Ok, ok, I know it's not fair to generalise but a lot of animators I know/have met/have spectated on forums, twitter and facebook seem to be, in my opinion, overly concerned and worried about workflow. Not that workflow should be overlooked, not at all. But I'm of the mindset that you should just do it. Get on with animating the way that feels comfortable and do what works for you.

I think it's healthy to look at how other animators work, especially if they're professionals or very skilled. And even to try and emulate that workflow. But sometimes it just won't work the same for you and it's not worth trying to force it.


The truth, at least for me, is that there is no such thing as the golden workflow. There is no one workflow to rule them all. At least not when you're working within a professional environment. That's where workflows get interesting. You are given deadlines and are expected to deliver high quality work by a certain day and time. I have found that sometimes to be able to do that, you have to have what I call a workflow toolbox.

The Workflow Toolbox

What is the workflow toolbox? Well, let me explain...it's not really a thing. It doesn't exist, because I made it up. But, it is something that you can develop if you're adventurous enough. I say adventurous because, unless you're at a big studio where the production requires you to have a certain feel to your work that can be more easily attained by a certain workflow then chances are nobody will care how you create and deliver your animation as long as you do it.


I've always been a blocking guy. I don't know why but I love blocking, just something about it. My usual workflow goes like this:

Block all the story telling poses > block the breakdowns > block the secondary breakdowns > block until I'm on 4's >  block until I'm on 2's if I need to > hit spline and be happy that hardly anything changed > clean curves up and polish

[Backstory]



This is how I worked for a long time. It's very fun but I was only blocking so much because I was scared of hitting spline and polishing. I hated that I freaked out every time I hit spline because all of my lovely animation suddenly became a giant mess that I had to fix all over again. Imagine you paint a lovely landscape then smudge it all with your hand and have to fix it up but make it look even better than before you ruined it. It's not a fun concept is it? Obviously, this isn't really what you're doing when you go from blocking to spline/polish but that's how it felt.


Long story short...I started a new job where I had to animate cutscenes and have one done for pretty much every two weeks. I was having an awesome time but whenever it came to hitting spline and polishing I'd completely stress out for days and wouldn't enjoy myself. Then it struck me, I really wasn't enjoying myself...and that's not a good thing. Not when you're doing the job you've always wanted to do. I had to change. I pinpointed that it was splining and polishing that was causing me this stress and decided to have fun with my workflow to snap myself out of it.

I made myself go into splines earlier to start with.
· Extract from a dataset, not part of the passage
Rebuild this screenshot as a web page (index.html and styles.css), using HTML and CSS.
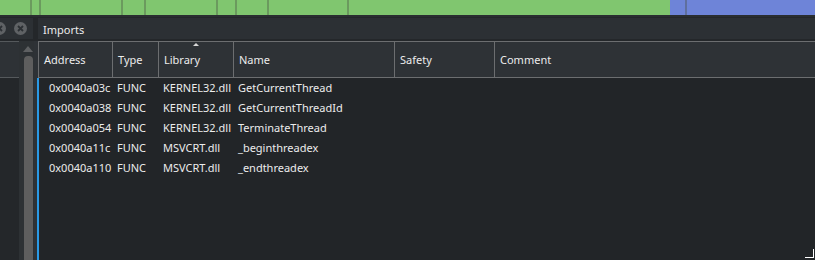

That got me feeling more confident outside of blocking and got me used to making changes after blocking. That fixed everything, I no longer felt that all my fun was over when I hit a certain part of animating.

After making this breakthrough, I decided to go further and try something else. I was given a lengthy cutscene that was mainly two characters talking and walking small distances. So I splocked the whole thing. To anyone who doesn't know what splocking is...it's blocking but you stay in spline mode the whole time. It makes polish shorter and can get you some nice results quickly as long as you feed the computer enough information (you always should). By this time all fears of splining and blocking had totally blown away.


I WAS CURED!

But I haven't stopped there. I started a new personal shot before Christmas and decided to try a workflow I've never tried before. The layered approach, it's hard to explain. Or at least I find it is. You don't use animations layers, that's a big misconception. It's more that you feel it out from the root whilst in spline mode,  building the motion from the root outwards. So far it's been a lot of fun despite no blocking at all. And it's confirmed that I no longer fear the dreaded spline and/or polish stage. In fact, I love polishing now. It gives me a chance to add even more to what I already had. And who doesn't want that? I remember when I used to think that polish was only cleaning up curves in the graph editor and deleting keys that I didn't need. How wrong I was, it's so much more. A huge thanks to Mike Walling and Kevan Shorey for showing me that.

[Using The Toolbox]
If you've made it this far, you'll know that I tried a few different approaches. The awesome thing that I discovered was that none of them were the perfect workflow for animation in general. Depending on what I was animating, there was a worflow that fit it best. By the end of my job I developed a hybrid workflow method where I'd use different workflows within the same scene. I found that blocking worked well for wider shots containing body mechanics and splocking was great for medium close ups and close up shots. It was great, it felt like I had a toolbox full of different workflows that I could choose from based on the scene or shot that my director threw at me.

Don't be scared to experiment if something doesn't feel right. But don't get obsessed with finding a single awesome workflow either. And there's nothing wrong with only having one method and sticking with it. What ever works best for you is what's best for you. Just because Jason Ryan goes blocking > linear > spline doesn't mean that you need to. And if there's a part of animating that you don't like much or that scares you...grab it by the face and give it a good talking to. Tell it "NO! BAD! BAAAAAD!" and show it that you can master it.

I forgot to mention that this blog post all came about from an email conversation that I had with my good friend Michael. Here's a quote from the good man:
"It's funny you mention your approach to workflows as, over the last workshop, I've (finally) realised that different workflows work for different shots. As you say CUs & MCUs are great for the layered approach and I definitely think those wider shots are more suited to the blocking approach. So I'm now more open to the idea of different workflows. I guess after reading books like Animators Survival Kit and the like, that it was easy for me to think that there was just the one way of animating. But it's cool now to think that not only do people have different methods, but that people use multiple methods themselves, depending on the shot. Kinda like having a handy little toolbox I guess."